If I could map out the structure with its various details, I could then “fill in the notes” at a later time, the way a painter might outline the figures and their placement in the foreground before going back to paint in the details of the background, the features of the faces, the colors of the clothes and so on. With any luck, if I can get the Advent portion done before Christmas, work on the Nativity and the Shepherd and the Holy Family’s panels ON Christmas, sketch out the Kings by Epiphany (first week of January) and then the conclusion (later in the month, perhaps), I might be able to have enough to go on to get the work done before summer, not that it might be ready to perform at Christmas 2007. On the other hand, considering I could just as easily do one segment per year – or every three years, the way it’s been going – I’m only hoping I can get it to jump off the drawing board before another decade has passed...

It’s scored for fairly light forces – so far, at least: I’m thinking primarily in terms of organ, since I’m not inclined to get into a large chorus-and-orchestra piece, here. While the Evangelist appears throughout and would ordinarily be a tenor (I’m wondering about using different voices at different segments), there are two incidental solos in this opening section: a high soprano who would sing the wordless “angel solo” that is counterpoint to the recitative describing the appearance of Gabriel to Mary; and a mezzo who then sings the Magnificat in Part 1 (I’m not sure if these solos will continue with any crucial roles in subsequent sections or not). It is primarily a work for chamber choir and so could be done in a church as part of a concert or a non-liturgical service.

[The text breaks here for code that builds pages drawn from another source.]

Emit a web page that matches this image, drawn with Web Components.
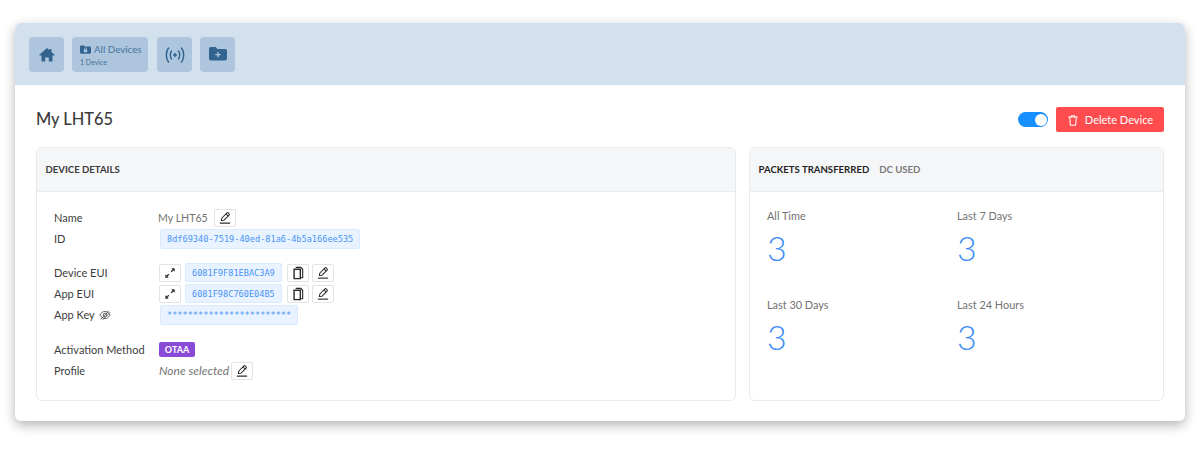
<!DOCTYPE html>
<html>
<head>
<meta charset="utf-8">
<title>My LHT65</title>
<style>
  html, body { margin: 0; background: #fff; }
  body { padding: 23px 15px 0; font-family: Lato, "Open Sans", sans-serif; overflow: hidden; height: 427px; }
</style>
</head>
<body>
<device-page>
  <device-nav slot="nav"></device-nav>
  <device-toolbar slot="toolbar" title="My LHT65"></device-toolbar>
  <details-panel slot="left"></details-panel>
  <stats-panel slot="right"></stats-panel>
</device-page>

<script>
const ICONS = {
  home: '<path d="M8 1 .4 7.800c-.3.3-.1.7.3.7H2.500V14c0 .3.2.5.5.5h3.200v-4h3.600v4H13c.3 0 .5-.2.5-.5V8.500h1.800c.4 0 .6-.4.3-.7L12.500 5V2h-2v1.200z" fill="currentColor"/>',
  folderLock: '<path d="M1.500 2h4.300l1.500 1.700h7.200c.8 0 1.500.7 1.500 1.500v7.300c0 .8-.7 1.500-1.500 1.500h-13C.7 14 0 13.300 0 12.500v-9C0 2.700.7 2 1.500 2z" fill="currentColor"/><path d="M5.500 8h5v4h-5z" fill="#adc6de"/><path d="M6.500 8V7a1.500 1.500 0 0 1 3 0v1" fill="none" stroke="#adc6de"/>',
  folderPlus: '<path d="M2 1h5.500l2 2.300H18c1.100 0 2 .9 2 2V14c0 1.100-.9 2-2 2H2c-1.100 0-2-.9-2-2V3c0-1.100.9-2 2-2z" fill="currentColor"/><path d="M10 7v5M7.500 9.500h5" stroke="#adc6de" stroke-width="1.500" stroke-linecap="round"/>',
  signal: '<g fill="none" stroke="currentColor" stroke-width="1.500" stroke-linecap="round"><path d="M3.500 3C.6 6.500.6 13.500 3.500 17"/><path d="M16.500 3c2.900 3.500 2.900 10.500 0 14"/><path d="M6.500 6c-1.500 2.200-1.500 5.800 0 8"/><path d="M13.500 6c1.500 2.200 1.500 5.800 0 8"/><path d="M10 8.500v3M8.500 10h3"/></g>',
  pencil: '<g fill="none" stroke="currentColor" stroke-width="1.100" stroke-linejoin="round"><path d="M3.500 10.200 4.200 7.500 9.600 2.100a1 1 0 0 1 1.400 0l.9.9a1 1 0 0 1 0 1.400L6.500 9.800z"/><path d="M8.600 3.100 10.900 5.400"/></g><path d="M2 13h11" stroke="currentColor" stroke-width="1.200"/>',
  expand: '<path d="M12.500 2.500v3.600l-1.300-1.300-1.900 1.900-1-1 1.900-1.900-1.300-1.300zM2.500 12.500V8.900l1.300 1.300 1.900-1.900 1 1-1.900 1.900 1.300 1.300z" fill="currentColor"/>',
  copy: '<path d="M5 1.500h5.500l2 2v9h-1.500" fill="none" stroke="currentColor" stroke-width="1.200"/><path d="M3.300 3.500h6.700v10H3.300z" fill="none" stroke="currentColor" stroke-width="1.500"/>',
  eyeOff: '<g fill="none" stroke="currentColor" stroke-width="1"><path d="M1 7.500C3 4.300 5.200 3 7.500 3s4.500 1.300 6.500 4.500C12 10.700 9.800 12 7.500 12S3 10.700 1 7.500z"/><circle cx="7.500" cy="7.500" r="2.300"/><path d="M2 13 12.500 2M4.500 13.500 14 4"/></g>',
  trash: '<g fill="none" stroke="currentColor" stroke-width="1.200" stroke-linecap="round" stroke-linejoin="round"><path d="M2 3.500h10"/><path d="M5 3.500V2h4v1.500"/><path d="M3.200 3.500l.6 9c0 .3.3.5.5.5h5.400c.2 0 .5-.2.5-.5l.6-9"/></g>'
};

function icon(name, size, box) {
  return `<svg width="${size}" height="${size}" viewBox="0 0 ${box} ${box}" aria-hidden="true">${ICONS[name]}</svg>`;
}

class DevicePage extends HTMLElement {
  constructor() {
    super();
    this.attachShadow({mode: 'open'}).innerHTML = `
      <style>
        :host {
          display: block;
          height: 398px;
          background: #fff;
          border-radius: 6px;
          box-shadow: 0 4px 12px rgba(0,0,0,.3);
          overflow: hidden;
          color: #3d3d3d;
        }
        .content { padding: 22px 21px 0; }
        .panels { display: flex; gap: 13px; margin-top: 15px; }
      </style>
      <slot name="nav"></slot>
      <div class="content">
        <slot name="toolbar"></slot>
        <div class="panels">
          <slot name="left"></slot>
          <slot name="right"></slot>
        </div>
      </div>
    `;
  }
}

class DeviceNav extends HTMLElement {
  constructor() {
    super();
    this.attachShadow({mode: 'open'}).innerHTML = `
      <style>
        :host {
          display: flex;
          height: 62px;
          box-sizing: border-box;
          padding: 14px;
          gap: 8px;
          background: #d3e0ed;
          color: #33648f;
        }
        .tile {
          width: 35px;
          height: 35px;
          background: #adc6de;
          border-radius: 4px;
          display: flex;
          align-items: center;
          justify-content: center;
        }
        .wide {
          width: 76px;
          display: block;
          box-sizing: border-box;
          padding: 6px 0 0 8px;
          margin-right: 1px;
        }
        .wide .top { display: flex; align-items: center; gap: 3px; font-size: 9.800px; line-height: 12px; color: #47739b; }
        .wide .sub { font-size: 7px; line-height: 9px; margin-top: 3px; color: #47739b; }
      </style>
      <div class="tile">${icon('home', 16, 16)}</div>
      <div class="tile wide">
        <div class="top"><span style="color:#33648f;display:flex">${icon('folderLock', 11, 16)}</span>All Devices</div>
        <div class="sub">1 Device</div>
      </div>
      <div class="tile">${icon('signal', 20, 20)}</div>
      <div class="tile">${icon('folderPlus', 18, 20)}</div>
    `;
  }
}

class DeviceToolbar extends HTMLElement {
  constructor() {
    super();
    this.attachShadow({mode: 'open'}).innerHTML = `
      <style>
        :host { display: flex; align-items: center; height: 25px; }
        h1 { margin: 0 0 3px; font-size: 16.400px; font-weight: 500; color: #3b3b3b; flex: 1; }
        .switch {
          width: 30px; height: 15px; border-radius: 8px; background: #1890ff;
          display: flex; justify-content: flex-end; align-items: center; padding-right: 1.500px;
          box-sizing: border-box; margin-right: 8px;
        }
        .knob { width: 12px; height: 12px; border-radius: 50%; background: #fff; }
        .del {
          width: 108px; height: 25px; border-radius: 2px; background: #ff4d4f; color: #fff;
          font-size: 11px; display: flex; align-items: center; justify-content: center; gap: 6px;
        }
      </style>
      <h1></h1>
      <div class="switch"><div class="knob"></div></div>
      <div class="del">${icon('trash', 12, 14)}<span>Delete Device</span></div>
    `;
  }
  connectedCallback() {
    this.shadowRoot.querySelector('h1').textContent = this.getAttribute('title');
  }
}

class PanelCard extends HTMLElement {
  constructor() {
    super();
    this.attachShadow({mode: 'open'}).innerHTML = `
      <style>
        :host {
          display: block;
          box-sizing: border-box;
          height: 254px;
          border: 1px solid #e8eaee;
          border-radius: 6px;
          overflow: hidden;
        }
        .head {
          height: 44px;
          box-sizing: border-box;
          background: #f5f6f8;
          border-bottom: 1px solid #e8eaee;
          display: flex;
          align-items: center;
          gap: 10px;
          padding-left: 8.500px;
        }
      </style>
      <div class="head"><slot name="head"></slot></div>
      <slot></slot>
    `;
  }
}

class IconBtn extends HTMLElement {
  constructor() {
    super();
    this.attachShadow({mode: 'open'}).innerHTML = `
      <style>
        :host {
          display: inline-flex;
          align-items: center;
          justify-content: center;
          box-sizing: border-box;
          width: 22px;
          height: 18px;
          background: #fff;
          border: 1px solid #e3e3e3;
          border-radius: 2px;
          color: #2b2b2b;
        }
      </style>
      ${icon(this.getAttribute('icon'), 14, 15)}
    `;
  }
}

class CodeChip extends HTMLElement {
  constructor() {
    super();
    this.attachShadow({mode: 'open'}).innerHTML = `
      <style>
        :host {
          display: inline-flex;
          align-items: center;
          box-sizing: border-box;
          height: 20px;
          padding: 0 6px;
          background: #e8f3ff;
          border: 1px solid #d9eaff;
          border-radius: 2px;
          font-family: "DejaVu Sans Mono", "Liberation Mono", monospace;
          font-size: 8.600px;
          color: #4a94f5;
          white-space: nowrap;
        }
      </style>
      <slot></slot>
    `;
  }
}

class DetailRow extends HTMLElement {
  constructor() {
    super();
    this.attachShadow({mode: 'open'}).innerHTML = `
      <style>
        :host { display: flex; align-items: center; height: 21px; font-size: 11px; }
        .label { width: 104px; color: #3d3d3d; flex: none; }
        .value { display: flex; align-items: center; color: #737373; }
      </style>
      <div class="label"><slot name="label"></slot></div>
      <div class="value"><slot></slot></div>
    `;
  }
}

class DetailsPanel extends HTMLElement {
  constructor() {
    super();
    const btn = (n, cls = '') => `<icon-btn class="${cls}" icon="${n}"></icon-btn>`;
    this.attachShadow({mode: 'open'}).innerHTML = `
      <style>
        :host { display: block; width: 700px; flex: none; }
        .head { font-size: 9.600px; font-weight: 700; color: #3b3b3b; }
        .body { padding: 15px 17px 0; }
        .group { margin-bottom: 13px; }
        .group + .group { margin-bottom: 14px; }
        .name { margin-right: 6px; font-size: 10.600px; }
        .chip-in { margin-left: 2px; }
        .ml1 { margin-left: 1px; }
        .ml3 { margin-left: 3px; }
        .ml4 { margin-left: 4px; }
        .ml5 { margin-left: 5px; }
        .short { height: 19px; }
        .key { display: flex; align-items: center; gap: 4px; }
        .eye { color: #444; display: flex; }
        .otaa {
          background: #8a4ad8; color: #fff; font-size: 9px; font-weight: 700; margin-left: 1px;
          height: 15px; width: 36px; display: flex; align-items: center; justify-content: center; border-radius: 2px;
        }
        em { margin-right: 2px; margin-left: 1px; font-size: 12px; }
      </style>
      <panel-card>
        <span class="head" slot="head">DEVICE DETAILS</span>
        <div class="body">
          <div class="group">
            <detail-row><span slot="label">Name</span><span class="name">My LHT65</span>${btn('pencil')}</detail-row>
            <detail-row><span slot="label">ID</span><code-chip class="chip-in">8df69340-7519-40ed-81a6-4b5a166ee535</code-chip></detail-row>
          </div>
          <div class="group">
            <detail-row><span slot="label">Device EUI</span>${btn('expand', 'ml1')}<code-chip class="ml4 short">6081F9F81EBAC3A9</code-chip>${btn('copy', 'ml5')}${btn('pencil', 'ml3')}</detail-row>
            <detail-row><span slot="label">App EUI</span>${btn('expand', 'ml1')}<code-chip class="ml4 short">6081F98C760E04B5</code-chip>${btn('copy', 'ml5')}${btn('pencil', 'ml3')}</detail-row>
            <detail-row><span slot="label" class="key">App Key <span class="eye">${icon('eyeOff', 12, 15)}</span></span><code-chip class="chip-in">************************</code-chip></detail-row>
          </div>
          <div class="group">
            <detail-row><span slot="label">Activation Method</span><span class="otaa">OTAA</span></detail-row>
            <detail-row><span slot="label">Profile</span><em>None selected</em>${btn('pencil')}</detail-row>
          </div>
        </div>
      </panel-card>
    `;
  }
}

class StatItem extends HTMLElement {
  constructor() {
    super();
    this.attachShadow({mode: 'open'}).innerHTML = `
      <style>
        :host { display: block; height: 89px; }
        .label { font-size: 10.900px; line-height: 14px; color: #737373; }
        .num { font-size: 34px; font-weight: 300; line-height: 42px; color: #3b8cf5; margin-top: 4px; }
      </style>
      <div class="label"></div>
      <div class="num"></div>
    `;
  }
  connectedCallback() {
    this.shadowRoot.querySelector('.label').textContent = this.getAttribute('label');
    this.shadowRoot.querySelector('.num').textContent = this.getAttribute('value');
  }
}

class StatsPanel extends HTMLElement {
  constructor() {
    super();
    this.attachShadow({mode: 'open'}).innerHTML = `
      <style>
        :host { display: block; width: 415px; flex: none; }
        .tab { font-size: 9.600px; font-weight: 700; color: #1f1f1f; }
        .tab.off { color: #7a7a7a; }
        .grid { display: grid; grid-template-columns: 190px 190px; padding: 17px 17px 0; }
      </style>
      <panel-card>
        <span class="tab" slot="head">PACKETS TRANSFERRED</span>
        <span class="tab off" slot="head">DC USED</span>
        <div class="grid">
          <stat-item label="All Time" value="3"></stat-item>
          <stat-item label="Last 7 Days" value="3"></stat-item>
          <stat-item label="Last 30 Days" value="3"></stat-item>
          <stat-item label="Last 24 Hours" value="3"></stat-item>
        </div>
      </panel-card>
    `;
  }
}

customElements.define('icon-btn', IconBtn);
customElements.define('code-chip', CodeChip);
customElements.define('detail-row', DetailRow);
customElements.define('panel-card', PanelCard);
customElements.define('stat-item', StatItem);
customElements.define('details-panel', DetailsPanel);
customElements.define('stats-panel', StatsPanel);
customElements.define('device-nav', DeviceNav);
customElements.define('device-toolbar', DeviceToolbar);
customElements.define('device-page', DevicePage);
</script>
</body>
</html>
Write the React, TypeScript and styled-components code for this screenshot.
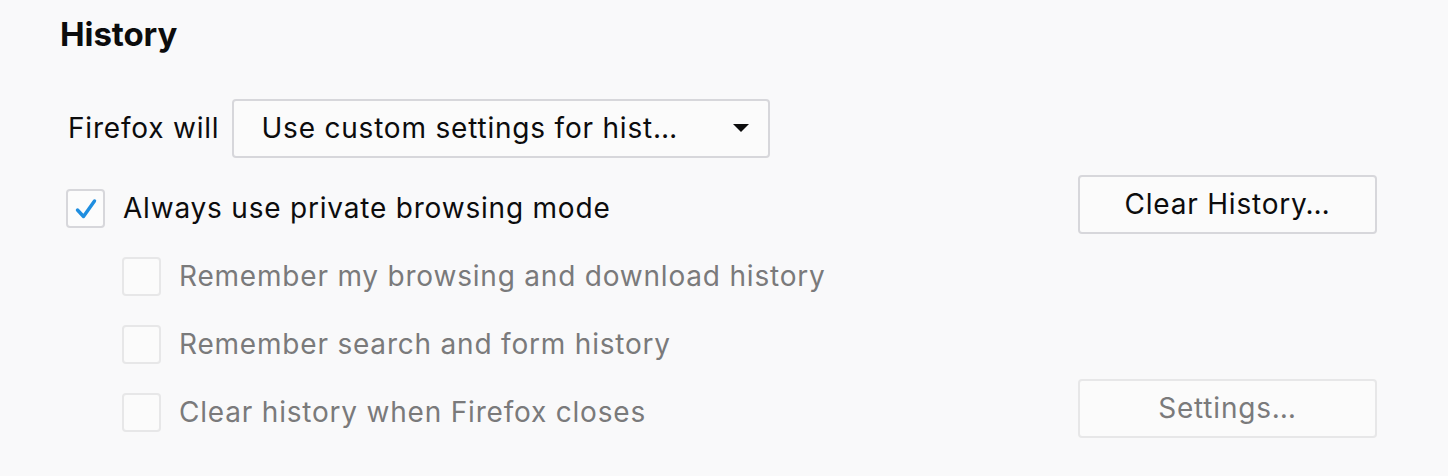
import React from "react";
import styled, { createGlobalStyle } from "styled-components";

const Global = createGlobalStyle`
  html, body { margin: 0; padding: 0; background: #f9f9fa; }
  body { font-family: Inter, "Noto Sans", "Liberation Sans", sans-serif; color: #0c0c0d; }
`;

const Page = styled.div`
  width: 1448px;
  height: 476px;
  box-sizing: border-box;
  padding: 10px 71px 0 60px;
  background: #f9f9fa;
`;

const Heading = styled.h2`
  margin: 0;
  font-size: 33px;
  font-weight: 700;
  line-height: 48px;
  letter-spacing: -0.1px;
`;

const Body = styled.div`
  display: flex;
  flex-direction: column;
  padding-left: 6px;
  margin-top: 40px;
`;

const SelectRow = styled.div`
  display: flex;
  align-items: center;
  gap: 13px;
  height: 60px;
  padding-left: 2px;
  margin-bottom: 16px;
`;

const Label = styled.span<{ $disabled?: boolean }>`
  font-size: 28px;
  letter-spacing: 0.8px;
  line-height: 34px;
  color: ${(p) => (p.$disabled ? "#7a7a7b" : "#0c0c0d")};
  white-space: nowrap;
`;

const Select = styled.div`
  box-sizing: border-box;
  width: 538px;
  height: 59px;
  display: flex;
  align-items: center;
  justify-content: space-between;
  padding: 0 19px 0 27px;
  border: 2px solid #d7d7db;
  border-radius: 4px;
  background: #fbfbfb;
`;

const Arrow = styled.span`
  width: 0;
  height: 0;
  border-left: 8px solid transparent;
  border-right: 8px solid transparent;
  border-top: 8px solid #0c0c0d;
`;

const Row = styled.div<{ $indent?: boolean }>`
  display: flex;
  align-items: center;
  justify-content: space-between;
  height: 68px;
  padding-left: ${(p) => (p.$indent ? "56px" : "0")};
`;

const CheckLabel = styled.label`
  display: flex;
  align-items: center;
  gap: 18px;
`;

const Box = styled.span<{ $disabled?: boolean }>`
  box-sizing: border-box;
  width: 39px;
  height: 39px;
  border: 2px solid ${(p) => (p.$disabled ? "#e7e7e8" : "#d7d7db")};
  border-radius: 4px;
  background: ${(p) => (p.$disabled ? "#fbfbfb" : "#fcfcfc")};
  display: flex;
  align-items: center;
  justify-content: center;
`;

const Button = styled.button<{ $disabled?: boolean }>`
  box-sizing: border-box;
  width: 299px;
  height: 59px;
  margin-bottom: 8px;
  border: 2px solid ${(p) => (p.$disabled ? "#e7e7e8" : "#d7d7db")};
  border-radius: 4px;
  background: #fbfbfb;
  font-family: inherit;
  font-size: 28px;
  letter-spacing: 0.8px;
  color: ${(p) => (p.$disabled ? "#7a7a7b" : "#0c0c0d")};
  padding: 0;
`;

const Check = () => (
  <svg width="35" height="35" viewBox="0 0 35 35">
    <path
      d="M9.5 19 L15.5 25.5 L26.5 10"
      fill="none"
      stroke="#1f8ee0"
      strokeWidth="3.4"
      strokeLinecap="round"
      strokeLinejoin="round"
    />
  </svg>
);

export default function App() {
  return (
    <>
      <Global />
      <Page>
        <Heading>History</Heading>
        <Body>
          <SelectRow>
            <Label>Firefox will</Label>
            <Select>
              <Label>Use custom settings for hist…</Label>
              <Arrow />
            </Select>
          </SelectRow>
          <Row>
            <CheckLabel>
              <Box>
                <Check />
              </Box>
              <Label>Always use private browsing mode</Label>
            </CheckLabel>
            <Button>Clear History…</Button>
          </Row>
          <Row $indent>
            <CheckLabel>
              <Box $disabled />
              <Label $disabled>Remember my browsing and download history</Label>
            </CheckLabel>
          </Row>
          <Row $indent>
            <CheckLabel>
              <Box $disabled />
              <Label $disabled>Remember search and form history</Label>
            </CheckLabel>
          </Row>
          <Row $indent>
            <CheckLabel>
              <Box $disabled />
              <Label $disabled>Clear history when Firefox closes</Label>
            </CheckLabel>
            <Button $disabled>Settings…</Button>
          </Row>
        </Body>
      </Page>
    </>
  );
}
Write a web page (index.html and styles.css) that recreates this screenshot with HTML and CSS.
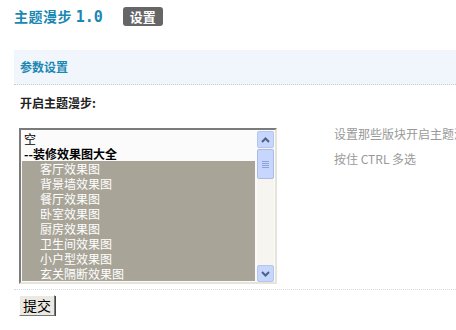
FILE: index.html
```html
<!DOCTYPE html>
<html lang="zh-CN">
<head>
    <meta charset="UTF-8">
    <title>主题漫步 1.0</title>
    <link rel="stylesheet" href="styles.css">
</head>
<body>
    <div class="page">
        <div class="title-row">
            <h1 class="title">主题漫步 <span class="version">1.0</span></h1>
            <span class="badge">设置</span>
        </div>

        <div class="section-bar">参数设置</div>

        <div class="field-label">开启主题漫步:</div>

        <div class="field-row">
            <div class="listbox">
                <div class="options">
                    <div class="opt">空</div>
                    <div class="opt group">--装修效果图大全</div>
                    <div class="opt sub selected">客厅效果图</div>
                    <div class="opt sub selected">背景墙效果图</div>
                    <div class="opt sub selected">餐厅效果图</div>
                    <div class="opt sub selected">卧室效果图</div>
                    <div class="opt sub selected">厨房效果图</div>
                    <div class="opt sub selected">卫生间效果图</div>
                    <div class="opt sub selected">小户型效果图</div>
                    <div class="opt sub selected">玄关隔断效果图</div>
                </div>
                <!-- XP 风格滚动条 -->
                <div class="scrollbar">
                    <div class="sb-btn">
                        <svg width="9" height="6" viewBox="0 0 9 6"><path d="M1 5 L4.5 1.5 L8 5" fill="none" stroke="#4d6185" stroke-width="2"/></svg>
                    </div>
                    <div class="sb-thumb">
                        <span></span><span></span><span></span><span></span>
                    </div>
                    <div class="sb-track"></div>
                    <div class="sb-btn">
                        <svg width="9" height="6" viewBox="0 0 9 6"><path d="M1 1 L4.5 4.5 L8 1" fill="none" stroke="#4d6185" stroke-width="2"/></svg>
                    </div>
                </div>
            </div>
            <div class="help">
                设置那些版块开启主题漫步<br>
                按住 CTRL 多选
            </div>
        </div>

        <div class="divider"></div>

        <button class="submit">提交</button>
    </div>
</body>
</html>
```

FILE: styles.css
```css
html, body {
    margin: 0;
    overflow: hidden;
    background: #fff;
}

body {
    font-family: "Noto Sans CJK SC", "Liberation Sans", sans-serif;
    font-size: 12px;
    color: #333;
}

.page {
    padding: 5px 0 0 14px;
    width: 520px;
}

.title-row {
    display: flex;
    align-items: center;
    height: 22px;
}

.title {
    margin: 0;
    font-size: 14px;
    font-weight: bold;
    color: #1b87b3;
    font-family: "Noto Sans CJK SC", "Liberation Sans", sans-serif;
    letter-spacing: 0.5px;
}

.version {
    font-family: "DejaVu Sans Mono", monospace;
    font-size: 15px;
    letter-spacing: 0;
}

.badge {
    margin-left: 20px;
    background: #666;
    color: #fff;
    font-weight: bold;
    font-size: 13px;
    line-height: 19px;
    padding: 0 7px;
    border-radius: 3px;
}

.section-bar {
    margin-top: 23px;
    height: 34px;
    line-height: 34px;
    padding-left: 6px;
    background: #f0f6fc;
    border-bottom: 1px dotted #c8cdd2;
    color: #1b87b3;
    font-weight: bold;
}

.field-label {
    margin-top: 8px;
    padding-left: 6px;
    height: 20px;
    line-height: 20px;
    font-weight: bold;
    color: #222;
}

.field-row {
    display: flex;
    margin-top: 15px;
    padding-left: 5px;
}

.listbox {
    display: flex;
    width: 252px;
    height: 151px;
    border-top: 2px solid #7b7b7b;
    border-left: 2px solid #7b7b7b;
    border-right: 2px solid #e6e3da;
    border-bottom: 2px solid #e6e3da;
    background: #fbfbfb;
    padding: 1px 1px 0 1px;
}

.options {
    flex: 1;
    padding-right: 2px;
}

.opt {
    height: 15px;
    line-height: 15px;
    padding-left: 2px;
    color: #000;
    white-space: nowrap;
}

.opt.group {
    font-weight: bold;
}

.opt.sub {
    padding-left: 18px;
}

.opt.selected {
    background: #a8a598;
    color: #fff;
}

.scrollbar {
    width: 17px;
    display: flex;
    flex-direction: column;
    background: #f6f5ef;
}

.sb-btn {
    height: 15px;
    display: flex;
    align-items: center;
    justify-content: center;
    background: #c6d6fc;
    border: 1px solid #b4c5ee;
    border-radius: 2px;
}

.sb-thumb {
    height: 28px;
    margin-top: 1px;
    display: flex;
    flex-direction: column;
    align-items: center;
    justify-content: center;
    gap: 1px;
    background: #c6d6fc;
    border: 1px solid #a9bbe6;
    border-radius: 2px;
}

.sb-thumb span {
    width: 7px;
    height: 1px;
    background: #8da3d8;
}

.sb-track {
    flex: 1;
}

.help {
    margin-left: 57px;
    margin-top: -7px;
    line-height: 25px;
    color: #999;
    white-space: nowrap;
}

.divider {
    margin-top: 5px;
    border-top: 1px dotted #d6dbe0;
}

.submit {
    margin: 5px 0 0 5px;
    font-family: "Noto Sans CJK SC", sans-serif;
    font-size: 14px;
    line-height: 17px;
    padding: 1px 3px;
    color: #000;
    background: #ece9e2;
    border: 1px solid;
    border-color: #fff #777 #777 #fff;
    box-shadow: 1px 1px 0 #444;
}
```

The narration becomes one layer with the voice of the angel (wordless) and then the men’s voices singing a chant-like Ave Maria (the angel’s words), three layers in all. Having mapped out the text’s syllables according to the Golden Section (and not surprisingly discovered that each of the texts I’d chosen so far divide fairly well according to these natural proportions), these were then mapped onto the overall structure of the piece, placing certain points to match the individual texts’ structures and arranging them in such a way the climaxes of the Evangelist’s narration (“Behold, a virgin shall conceive”) and the first verse of the “Ave Maria” coincide on the word “Jesus” in a luminous E-flat major triad. At this point, the Magnificat (in English in the mezzo solo) begins and at the climax of the first verse, the women’s voices begin singing the second verse (in Latin), so the two overlap, each continuing under the narration. At the end of the segment, the men’s voices return with the Doxology, chanted to a progression of four triads that will include all twelve pitches before cadencing on E-flat.

While my basic language may not sound traditionally tonal (I’ve posted about this before), it will, at points, open up into standard major and minor triads, though not used in the traditional tonal ways. My “tonic” and “dominant” keys are tritone-related, so the E-flat Major of the opening is answered by the A Major of the central panel. Just as Bach or Mozart might have worked with musical symbolism, I’ve chosen these two keys for the trinity of flats or sharps in their respective key signatures: coincidentally, the birth of Jesus will occur in pure, unadulterated C Major (without sharps or flats, a kind of virgin key, if you will) like a burst of light; the death of the Holy Innocents will focus around a darker F-sharp minor (three sharps). That, basically, is my tonal scheme, before the final segment’s return to E-flat Major.

Unfortunately, it took longer than I had hoped to do what I thought might be fairly mechanical mapping. It was like each text was suddenly fluid and I could expand or contract them proportionally according to how well they might place on the framework. So many possibilities! It was like writing out the rhythms and textures of the piece before even thinking about a specific pitch, finding out how much space between this text and that text, or where this overlap should begin and what the organ might be doing here or there (thinking in terms of “gestures”).

This was finished on the third day of my vacation which has, unfortunately, turned into a kind of half-sick/half-working holiday as I try to rest my back after Thanksgiving’s move and try to get rid of the headaches that have been bothering me for the past week. It has been difficult to concentrate, even though I was only working a few hours in the morning and then a few hours again in the evening. Today, finally getting down to the last basic preparatory phase – what collection of pitches will be the basic source-set for the notes that go onto this framework? – nothing satisfactory was coming up and everything else started acting up until I found myself annoyed by, for instance, the ticking of a clock in another room, the refrigerator running out in the kitchen, the neighbor Doberman barking incessantly (honestly, he’ll bark almost constantly for 20 minutes and then take 10 minutes off, just like a union break, off and on for most of the day) and the rushing sound that is probably only the blood flowing through my head.

Looking at the notes I’d written three years ago to open the piece, they didn’t seem (pardon the pun) pregnant enough, lacking developable ideas and not creating the relationships between pitch-sets I would like to have, now. Ironically, what I had was similar to the opening chords of Schoenberg’s Moses und Aron, one of my favorite works, that magical sonority that begins the opera with the Voice of God out of the Burning Bush. By reworking my two chords, prefacing the arrival of the Archangel, I managed something closer to Schoenberg’s sonority, more by way of homage rather than plagiarism. This may have created a greater pressure than I needed because everything from here on out couldn’t measure up to the homage. Finally, I had to put the pen down and go do something else. Tomorrow is another day.